“In this paper, we review the performance of hidden Markov model-based imputation methods in animal breeding populations. Imputation is a technique that decreases the cost of genotyping animals, by allowing animal breeders to genotype most of their animals on a low-cost, low-density genotyping array, and a few of their animals on a higher-cost, higher-density genotyping array. Statistical regularities between the genotypes of the low-density and high-density genotypes can be used to “fill-in” the genotypes missing from the low-density array.
Traditionally, pedigree and heuristic based imputation methods have been used in animal breeding due to their computation efficiency, scalability, and accuracy. Recent advances in the area of human genetics have increased the ability of probabilistic hidden Markov model methods to perform accurate phasing and imputation in large populations. These methods tend to be more accurate than existing heuristics in populations where pedigree information is not available (e.g. cattle, or in developing countries), but historically were too computationally expensive to be used in routine breeding applications.
To test the performance of these hidden Markov model-based imputation methods, we evaluated the accuracy and computational cost of several methods in a series of simulated populations and a real animal population. First, we tested single-step (diploid) imputation, which performs both phasing and imputation.

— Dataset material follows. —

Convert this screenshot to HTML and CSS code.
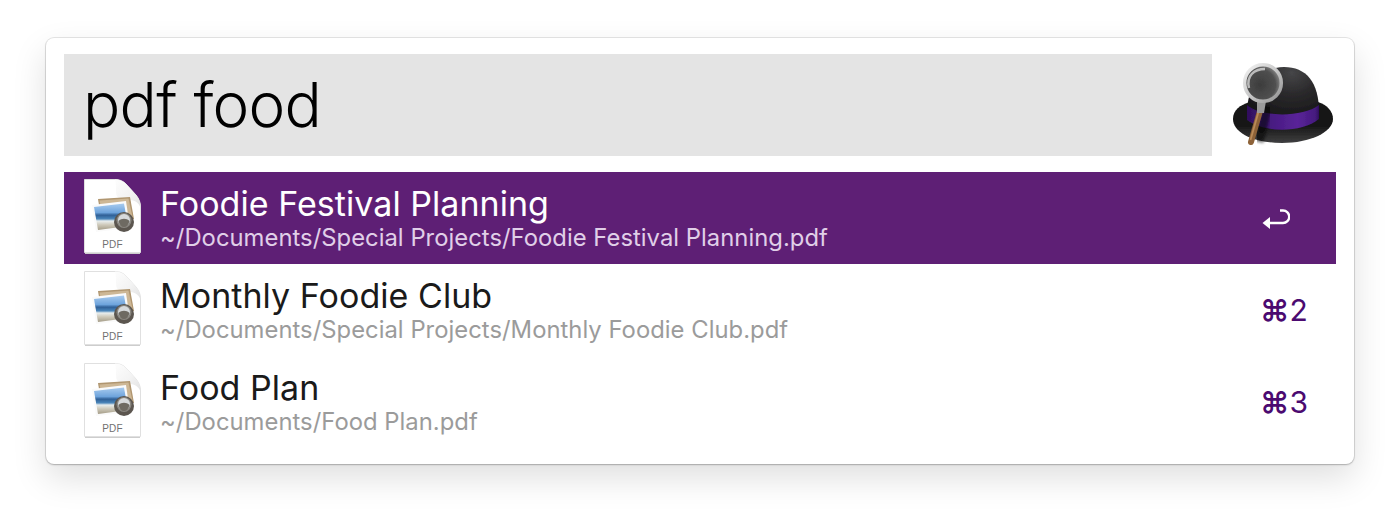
FILE: index.html
```html
<!DOCTYPE html>
<html lang="en">
<head>
<meta charset="utf-8">
<title>Alfred</title>
<link rel="stylesheet" href="styles.css">
</head>
<body>
<svg class="defs" width="0" height="0" aria-hidden="true">
  <defs>
    <filter id="soft" x="-5%" y="-5%" width="110%" height="110%"><feGaussianBlur stdDeviation=".55"/></filter>
    <filter id="softer" x="-20%" y="-20%" width="140%" height="140%"><feGaussianBlur stdDeviation="1.6"/></filter>
    <radialGradient id="dome" cx=".62" cy=".1" r=".9"><stop offset="0" stop-color="#464648"/><stop offset=".4" stop-color="#2b2a2c"/><stop offset="1" stop-color="#121213"/></radialGradient>
    <linearGradient id="brim" x1="0" y1="0" x2="0" y2="1"><stop offset="0" stop-color="#111"/><stop offset=".6" stop-color="#161616"/><stop offset="1" stop-color="#3f3f40"/></linearGradient>
    <linearGradient id="band" x1="0" y1="0" x2="1" y2="0"><stop offset="0" stop-color="#2f0f5c"/><stop offset=".3" stop-color="#451a7e"/><stop offset=".7" stop-color="#5a2499"/><stop offset=".95" stop-color="#451a7e"/><stop offset="1" stop-color="#2f0f5c"/></linearGradient>
    <radialGradient id="glass" cx=".42" cy=".55" r=".65"><stop offset="0" stop-color="#3c3c3c"/><stop offset=".65" stop-color="#505050"/><stop offset="1" stop-color="#a4a4a4"/></radialGradient>
    <linearGradient id="rim" x1="0" y1="0" x2="1" y2="1"><stop offset="0" stop-color="#f4f4f4"/><stop offset=".5" stop-color="#c8c8c8"/><stop offset="1" stop-color="#909090"/></linearGradient>
    <linearGradient id="fold" x1="0" y1="0" x2="1" y2="1"><stop offset="0" stop-color="#fdfdfd"/><stop offset=".55" stop-color="#f3f3f3"/><stop offset="1" stop-color="#e2e2e2"/></linearGradient>
    <linearGradient id="sea" x1="0" y1="0" x2="0" y2="1"><stop offset="0" stop-color="#a9ccef"/><stop offset=".34" stop-color="#6ea4dc"/><stop offset=".44" stop-color="#2f5f96"/><stop offset=".58" stop-color="#4b86ba"/><stop offset=".66" stop-color="#e9eeee"/><stop offset=".8" stop-color="#cfcabb"/><stop offset="1" stop-color="#a49c87"/></linearGradient>
    <symbol id="pdf" viewBox="0 0 58 76">
      <path d="M.5 .5H31C36 .5 39 2 42 5L52 16C55 20 56.500 23 56.500 28V73.500H.5Z" fill="#fff" stroke="#e0e0e0"/>
      <path d="M1 74.500H56" stroke="#cdcdcd"/>
      <path d="M31 .5C36 .5 39 2 42 5L52 16C55 20 56.500 23 56.500 28 54 23 50 21 44 20.500 36 20 32 20 32 12 32 8 32 4 31 .5Z" fill="url(#fold)"/>
      <g filter="url(#soft)">
        <path d="M14 20 46 18 50 40 18 44Z" fill="#b09670"/>
        <path d="M15.500 21.500 44.500 19.500 48.500 38 19 42Z" fill="#cdb795"/>
        <path d="M8 26 42 22 46 49 12 53Z" fill="#fafafa"/>
        <path d="M10 28 40 24.500 44 47 14 51Z" fill="url(#sea)"/>
        <circle cx="40" cy="43" r="10" fill="#5b5650"/>
        <circle cx="40" cy="41.500" r="7.500" fill="#8a8780"/>
        <circle cx="40" cy="41" r="6" fill="#d7dadc"/>
        <path d="M34.500 42c3-3 8-3 11 0-1 4-3 6-5.500 6S35.500 46 34.500 42Z" fill="#6e6a62"/>
      </g>
      <text x="28.500" y="69" class="pdf-label" text-anchor="middle">PDF</text>
    </symbol>
  </defs>
</svg>
<main class="window">
  <header class="search">
    <div class="field">pdf food</div>
    <svg class="hat" viewBox="0 0 110 90" role="img" aria-label="Alfred">
      <g filter="url(#soft)">
        <path d="M3 59C3 50 10 45 20 42 40 37 70 37 88 42 97 45 103 51 103 59 103 72 80 83 52 83 24 83 3 73 3 59Z" fill="url(#brim)"/>
        <path d="M17 52C18 22 34 7 54 7 76 7 89 22 89 52 70 70 36 70 17 52Z" fill="url(#dome)"/>
        <path d="M17 45C30 57 72 58 89 45V59C72 73 34 73 17 60Z" fill="url(#band)"/>
        <path d="M38 46 29 82" stroke="#000" stroke-width="9" opacity=".55" filter="url(#softer)"/>
        <path d="M30 51 21 82" stroke="#8d6238" stroke-width="6" stroke-linecap="round"/>
        <path d="M29 50 20.500 80" stroke="#b98a58" stroke-width="1.800"/>
        <path d="M27 41H36L34 53H27Z" fill="#9a9a9a"/>
        <circle cx="33" cy="23" r="18.300" fill="url(#glass)" stroke="url(#rim)" stroke-width="3.500"/>
        <path d="M19 28C16 16 24 9 35 9" fill="none" stroke="#e9e9e9" stroke-width="2.500" opacity=".7"/>
      </g>
    </svg>
  </header>
  <ul class="results">
    <li class="row selected">
      <svg class="file"><use href="#pdf"/></svg>
      <div class="texts"><div class="title">Foodie Festival Planning</div><div class="path">~/Documents/Special Projects/Foodie Festival Planning.pdf</div></div>
      <svg class="enter" viewBox="0 0 28 24" aria-label="Return"><path d="M18 4.500h3a6.250 6.250 0 0 1 0 12.500H7" fill="none" stroke="#fff" stroke-width="2.400"/><path d="M.5 17 8 11V23Z" fill="#fff"/></svg>
    </li>
    <li class="row">
      <svg class="file"><use href="#pdf"/></svg>
      <div class="texts"><div class="title">Monthly Foodie Club</div><div class="path">~/Documents/Special Projects/Monthly Foodie Club.pdf</div></div>
      <div class="shortcut"><span class="cmd">⌘</span>2</div>
    </li>
    <li class="row">
      <svg class="file"><use href="#pdf"/></svg>
      <div class="texts"><div class="title">Food Plan</div><div class="path">~/Documents/Food Plan.pdf</div></div>
      <div class="shortcut"><span class="cmd">⌘</span>3</div>
    </li>
  </ul>
</main>
</body>
</html>
```
FILE: styles.css
```css
* { box-sizing: border-box; }
html, body { margin: 0; height: 518px; overflow: hidden; background: #fff; }
body { padding: 38px 46px 0; font-family: Inter, "Liberation Sans", sans-serif; }
.defs { position: absolute; }
.window {
  width: 1308px;
  height: 426px;
  padding: 16px 18px;
  background: #fff;
  border-radius: 8px;
  box-shadow: 0 0 0 1px rgba(0,0,0,.09), 0 1px 2px rgba(0,0,0,.2), 0 14px 34px rgba(0,0,0,.13);
}
.search { display: flex; align-items: center; height: 102px; }
.field {
  flex: none;
  width: 1148px;
  height: 102px;
  padding-left: 19px;
  background: #e4e4e4;
  color: #000;
  font-size: 62px;
  font-weight: 300;
  line-height: 102px;
  letter-spacing: -.75px;
}
.hat { flex: none; width: 110px; height: 90px; margin-left: 18px; }
.results { list-style: none; margin: 16px 0 0; padding: 0; }
.row { display: flex; align-items: center; height: 92px; padding-left: 20px; color: #1a1a1a; }
.file { width: 58px; height: 76px; flex: none; margin-top: -2px; }
.pdf-label { font: 10px "Liberation Sans", sans-serif; letter-spacing: .1px; fill: #707070; }
.texts { flex: 1; margin-left: 18px; padding-bottom: 2px; }
.title { font-size: 34px; line-height: 42px; font-weight: 400; letter-spacing: .04px; }
.path { font-size: 23.800px; line-height: 26px; font-weight: 400; letter-spacing: .03px; color: #9b9b9b; }
.selected { background: #5e1f75; color: #fff; }
.selected .path { color: #e0cfe8; }
.enter { flex: none; width: 28px; height: 24px; margin-right: 46px; }
.shortcut { flex: none; width: 76px; color: #4b0a70; font-size: 30px; font-weight: 400; }
.cmd { font-weight: 600; }
```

Second, we tested pre-phasing followed by haploid imputation. Overall, we used four available diploid imputation methods (fastPHASE, Beagle v4.0, IMPUTE2, and MaCH), three phasing methods, (SHAPEIT2, HAPI-UR, and Eagle2), and three haploid imputation methods (IMPUTE2, Beagle v4.1, and Minimac3).
We found that performing pre-phasing and haploid imputation was faster and more accurate than diploid imputation. In particular, among all the methods tested, pre-phasing with Eagle2 or HAPI-UR and imputing with Minimac3 or IMPUTE2 gave the highest accuracies with both simulated and real data.

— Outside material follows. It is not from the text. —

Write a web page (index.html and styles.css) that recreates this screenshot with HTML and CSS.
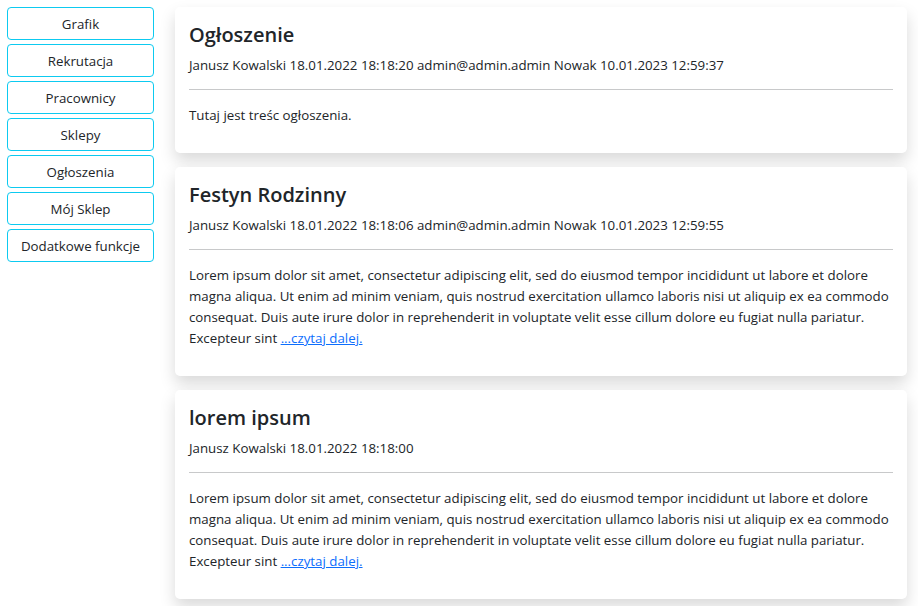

The results of this study suggest that hidden Markov model-based imputation algorithms are an accurate and computationally feasible approach for performing imputation without a pedigree when pre-phasing and haploid imputation are used. Of the algorithms tested, the combination of Eagle2 and Minimac3 gave the highest accuracy across the simulated and real datasets. These results may help decrease the costs of genotyping animals when pedigree information is not available.”